Excerpted data
● ● ● ●
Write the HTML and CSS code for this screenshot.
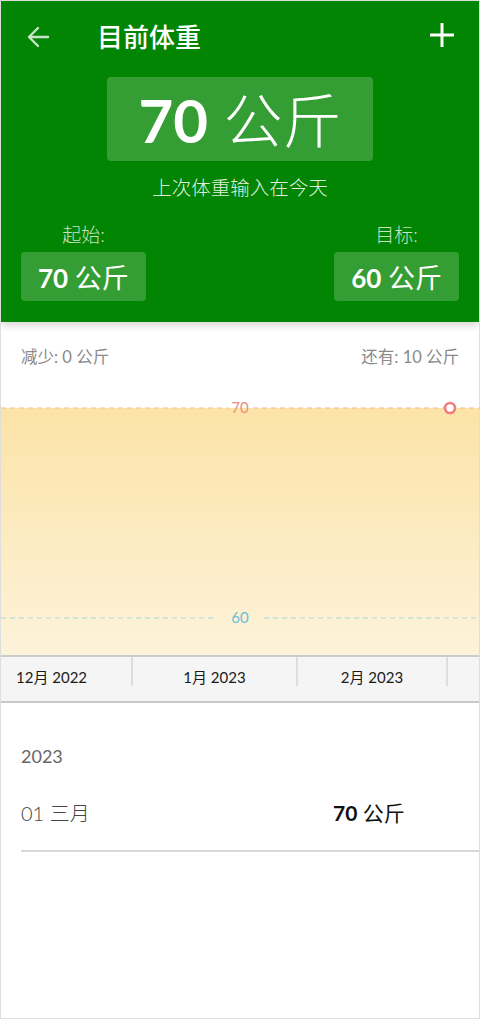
FILE: index.html
```html
<!DOCTYPE html>
<html lang="zh">
<head>
<meta charset="utf-8">
<link rel="stylesheet" href="styles.css">
</head>
<body>
<div class="frame">
  <header class="hero">
    <div class="topbar">
      <svg class="back" width="24" height="24" viewBox="0 0 24 24"><path d="M22 12H3M12 3L3 12l9 9" fill="none" stroke="currentColor" stroke-width="2.4" stroke-linecap="round" stroke-linejoin="round"/></svg>
      <div class="title">目前体重</div>
      <svg class="plus" width="26" height="26" viewBox="0 0 26 26"><path d="M13 1v24M1 13h24" fill="none" stroke="currentColor" stroke-width="3"/></svg>
    </div>
    <div class="current"><span class="txt"><span class="num">70</span> <span class="unit">公斤</span></span></div>
    <div class="last">上次体重输入在今天</div>
    <div class="endpoints">
      <div class="ep">
        <div class="ep-label">起始:</div>
        <div class="ep-box"><span class="txt"><span class="num">70</span> <span class="unit">公斤</span></span></div>
      </div>
      <div class="ep">
        <div class="ep-label">目标:</div>
        <div class="ep-box"><span class="txt"><span class="num">60</span> <span class="unit">公斤</span></span></div>
      </div>
    </div>
  </header>
  <div class="stats">
    <span>减少: 0 公斤</span>
    <span>还有: 10 公斤</span>
  </div>
  <svg class="chart" width="478" height="275" viewBox="0 0 478 275">
    <defs>
      <linearGradient id="fill" x1="0" y1="0" x2="0" y2="1">
        <stop offset="0" stop-color="#fce3a7"/>
        <stop offset="1" stop-color="#fdf3da"/>
      </linearGradient>
    </defs>
    <rect x="0" y="28" width="478" height="247" fill="url(#fill)"/>
    <line x1="0" y1="28" x2="228" y2="28" stroke="#f7c488" stroke-width="1.2" stroke-dasharray="5 4"/>
    <line x1="252" y1="28" x2="478" y2="28" stroke="#f5b59a" stroke-width="1.2" stroke-dasharray="5 4"/>
    <text x="239" y="33" class="lbl70" text-anchor="middle">70</text>
    <line x1="0" y1="238" x2="216" y2="238" stroke="#a9dbe2" stroke-width="1.2" stroke-dasharray="5 4"/>
    <line x1="263" y1="238" x2="478" y2="238" stroke="#a9dbe2" stroke-width="1.2" stroke-dasharray="5 4"/>
    <text x="239" y="243" class="lbl60" text-anchor="middle">60</text>
    <circle cx="449" cy="28" r="5" fill="#fff" stroke="#f07c7c" stroke-width="2.6"/>
  </svg>
  <div class="axis">
    <div class="cell first">12月 2022</div>
    <div class="cell c2">1月 2023</div>
    <div class="cell c3">2月 2023</div>
    <div class="cell c4"></div>
  </div>
  <div class="list">
    <div class="year">2023</div>
    <div class="row">
      <div class="date">01 三月</div>
      <div class="val"><span class="vnum">70</span> <span class="unit">公斤</span></div>
    </div>
    <div class="divider"></div>
  </div>
</div>
</body>
</html>
```
FILE: styles.css
```css
* { box-sizing: border-box; }
html, body { margin: 0; padding: 0; background: #fff; }
body { font-family: "Lato", "Noto Sans CJK SC", sans-serif; }
.frame {
  width: 480px;
  height: 1019px;
  border: 1px solid #dedede;
  overflow: hidden;
  background: #fff;
}
.hero {
  background: #028502;
  height: 321px;
  padding: 0 20px;
  color: #fff;
  position: relative;
  box-shadow: 0 3px 8px rgba(0,0,0,0.18);
}
.topbar {
  height: 70px;
  display: flex;
  align-items: center;
}
.back { color: rgba(255,255,255,0.78); margin-left: 5px; margin-top: 1px; }
.title {
  font-family: "Noto Sans CJK SC", sans-serif;
  font-size: 26px;
  font-weight: 500;
  margin-left: 47px;
  margin-top: -1px;
  flex: 1;
}
.plus { color: #fff; margin-right: 4px; margin-top: -2px; }
.txt { white-space: pre; }
.current {
  width: 266px;
  height: 84px;
  margin: 6px auto 0;
  background: rgba(255,255,255,0.2);
  border-radius: 4px;
  display: flex;
  align-items: center;
  justify-content: center;
  font-size: 60px;
  line-height: 1;
}
.num { font-family: "Lato", sans-serif; font-weight: 700; }
.unit { font-family: "Noto Sans CJK SC", sans-serif; font-weight: 300; }
.current .unit { font-size: 59px; font-weight: 300; }
.last {
  text-align: center;
  font-family: "Noto Sans CJK SC", sans-serif;
  font-size: 19.5px;
  line-height: 26px;
  margin-top: 13px;
  color: rgba(255,255,255,0.9);
  font-weight: 300;
}
.endpoints {
  display: flex;
  justify-content: space-between;
  margin-top: 23px;
}
.ep { display: flex; flex-direction: column; align-items: center; }
.ep-label {
  font-size: 19px;
  line-height: 24px;
  font-weight: 300;
  color: rgba(255,255,255,0.78);
}
.ep-box {
  margin-top: 5px;
  height: 49px;
  padding: 0 17px;
  background: rgba(255,255,255,0.2);
  border-radius: 4px;
  display: flex;
  align-items: center;
  font-size: 26px;
  line-height: 1;
}
.ep-box .unit { font-weight: 400; font-size: 27px; }
.stats {
  height: 58px;
  padding: 24px 20px 0;
  display: flex;
  justify-content: space-between;
  font-size: 16.5px;
  line-height: 22px;
  font-weight: 400;
  color: #8a8a8a;
}
.chart { display: block; }
.lbl70 { font-family: "Lato", sans-serif; font-size: 15px; fill: #ef8a7c; }
.lbl60 { font-family: "Lato", sans-serif; font-size: 15px; fill: #6dbfd8; }
.axis {
  height: 48px;
  border-top: 2px solid #cccccc;
  border-bottom: 2px solid #c7c7c7;
  background: #f5f5f5;
  display: flex;
  align-items: flex-start;
}
.cell {
  height: 29px;
  border-right: 2px solid #dedede;
  display: flex;
  justify-content: center;
  font-size: 15px;
  color: #1a1a1a;
  line-height: 18px;
  padding-top: 11px;
}
.first { width: 132px; justify-content: flex-start; padding-left: 15px; }
.c2 { width: 165px; }
.c3 { width: 150px; }
.c4 { border-right: none; flex: 1; }
.list { padding-left: 20px; }
.year {
  margin-top: 41px;
  font-size: 18px;
  line-height: 24px;
  color: #666;
}
.row {
  margin-top: 30px;
  display: flex;
  align-items: center;
  height: 28px;
}
.date {
  flex: 1;
  font-size: 20px;
  color: #444;
  font-weight: 300;
}
.val {
  width: 146px;
  font-size: 21px;
  color: #111;
  white-space: pre;
}
.vnum { font-weight: 700; }
.val .unit { font-weight: 400; }
.divider {
  margin-top: 24px;
  height: 2px;
  background: #d9d9d9;
}
```
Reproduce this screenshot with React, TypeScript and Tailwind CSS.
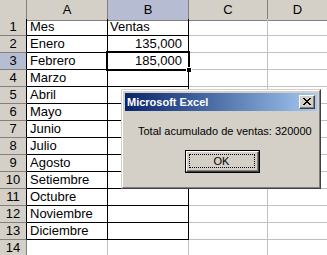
import React from "react";

const months = [
  "Mes",
  "Enero",
  "Febrero",
  "Marzo",
  "Abril",
  "Mayo",
  "Junio",
  "Julio",
  "Agosto",
  "Setiembre",
  "Octubre",
  "Noviembre",
  "Diciembre",
  "",
];

const bValues: Record<number, { text: string; right: boolean }> = {
  1: { text: "Ventas", right: false },
  2: { text: "135,000", right: true },
  3: { text: "185,000", right: true },
};

function HeaderRow() {
  return (
    <div className="grid grid-cols-[27px_81px_81px_79px_59px] h-[19px]">
      <div className="bg-[#d4d0c8] border-r border-b border-[#808080]" />
      <div className="bg-[#d4d0c8] border-r border-b border-[#808080] flex items-center justify-center">A</div>
      <div className="bg-[#b6bdd2] border-r border-b border-[#808080] flex items-center justify-center">B</div>
      <div className="bg-[#d4d0c8] border-r border-b border-[#808080] flex items-center justify-center">C</div>
      <div className="bg-[#d4d0c8] border-b border-[#808080] flex items-center justify-center">D</div>
    </div>
  );
}

function DataRow({ n }: { n: number }) {
  const inTable = n <= 13;
  const selected = n === 3;
  const b = bValues[n];
  return (
    <div className="grid grid-cols-[27px_81px_81px_79px_59px] h-[17px]">
      <div
        className={
          (selected ? "bg-[#b6bdd2] " : "bg-[#d4d0c8] ") +
          "border-b border-[#808080] border-r flex items-end justify-center leading-[16px] " +
          (inTable ? "border-r-black" : "border-r-[#808080]")
        }
      >
        {n}
      </div>
      <div
        className={
          "border-r border-b flex items-end pl-[3px] leading-[16px] whitespace-nowrap " +
          (inTable ? "border-black" : "border-[#c0c0c0]")
        }
      >
        {months[n - 1]}
      </div>
      <div
        className={
          "relative border-r border-b flex items-end leading-[16px] whitespace-nowrap " +
          (inTable ? "border-black " : "border-[#c0c0c0] ") +
          (b && b.right ? "justify-end pr-[6px]" : "pl-[2px]")
        }
      >
        {b ? b.text : ""}
        {selected && (
          <>
            <div className="absolute left-[-2px] top-[-2px] right-[-2px] bottom-[-2px] border-[2px] border-black pointer-events-none" />
            <div className="absolute right-[-4px] bottom-[-4px] w-[6px] h-[6px] bg-black border border-white" />
          </>
        )}
      </div>
      <div className="border-r border-b border-[#c0c0c0]" />
      <div className="border-b border-[#c0c0c0]" />
    </div>
  );
}

function Dialog() {
  return (
    <div className="absolute left-[121px] top-[89px] w-[200px] h-[100px] bg-[#d4d0c8] border border-t-[#d4d0c8] border-l-[#d4d0c8] border-r-[#404040] border-b-[#404040] font-['Liberation_Sans',sans-serif] text-[11px]">
      <div className="w-full h-full border border-t-white border-l-white border-r-[#808080] border-b-[#808080] p-[2px] flex flex-col">
        <div className="h-[18px] flex items-center justify-between pl-[2px] pr-[2px] bg-gradient-to-r from-[#0a246a] to-[#a6caf0]">
          <span className="text-white font-bold text-[11px] leading-none">Microsoft Excel</span>
          <div className="w-[16px] h-[14px] bg-[#d4d0c8] border border-t-white border-l-white border-r-[#404040] border-b-[#404040]">
            <div className="w-full h-full border-r border-b border-[#808080] flex items-center justify-center">
              <svg width="8" height="7" viewBox="0 0 8 7" shapeRendering="crispEdges">
                <path d="M0 0h2v1H0zM6 0h2v1H6zM1 1h2v1H1zM5 1h2v1H5zM2 2h4v1H2zM3 3h2v1H3zM2 4h4v1H2zM1 5h2v1H1zM5 5h2v1H5zM0 6h2v1H0zM6 6h2v1H6z" fill="#000" />
              </svg>
            </div>
          </div>
        </div>
        <div className="pl-[13px] pt-[14px] leading-[13px] text-black whitespace-nowrap">
          Total acumulado de ventas: 320000
        </div>
        <div className="flex justify-center mt-[12px] pl-[2px]">
          <div className="w-[75px] h-[23px] border border-black">
            <div className="w-full h-full border border-t-white border-l-white border-r-[#404040] border-b-[#404040]">
              <div className="w-full h-full border-r border-b border-[#808080] p-[2px]">
                <div className="w-full h-full border border-dotted border-black flex items-center justify-center leading-none">
                  OK
                </div>
              </div>
            </div>
          </div>
        </div>
      </div>
    </div>
  );
}

export default function App() {
  return (
    <div className="relative w-[327px] h-[255px] overflow-hidden bg-white font-['Liberation_Sans',Arial,sans-serif] text-[13px] text-black">
      <HeaderRow />
      {Array.from({ length: 14 }, (_, i) => (
        <DataRow key={i} n={i + 1} />
      ))}
      <Dialog />
    </div>
  );
}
● ● ● ●
Collect each line holding the string "this".

Write the HTML and CSS code for this screenshot.
Reproduce this screenshot with React, TypeScript and Tailwind CSS.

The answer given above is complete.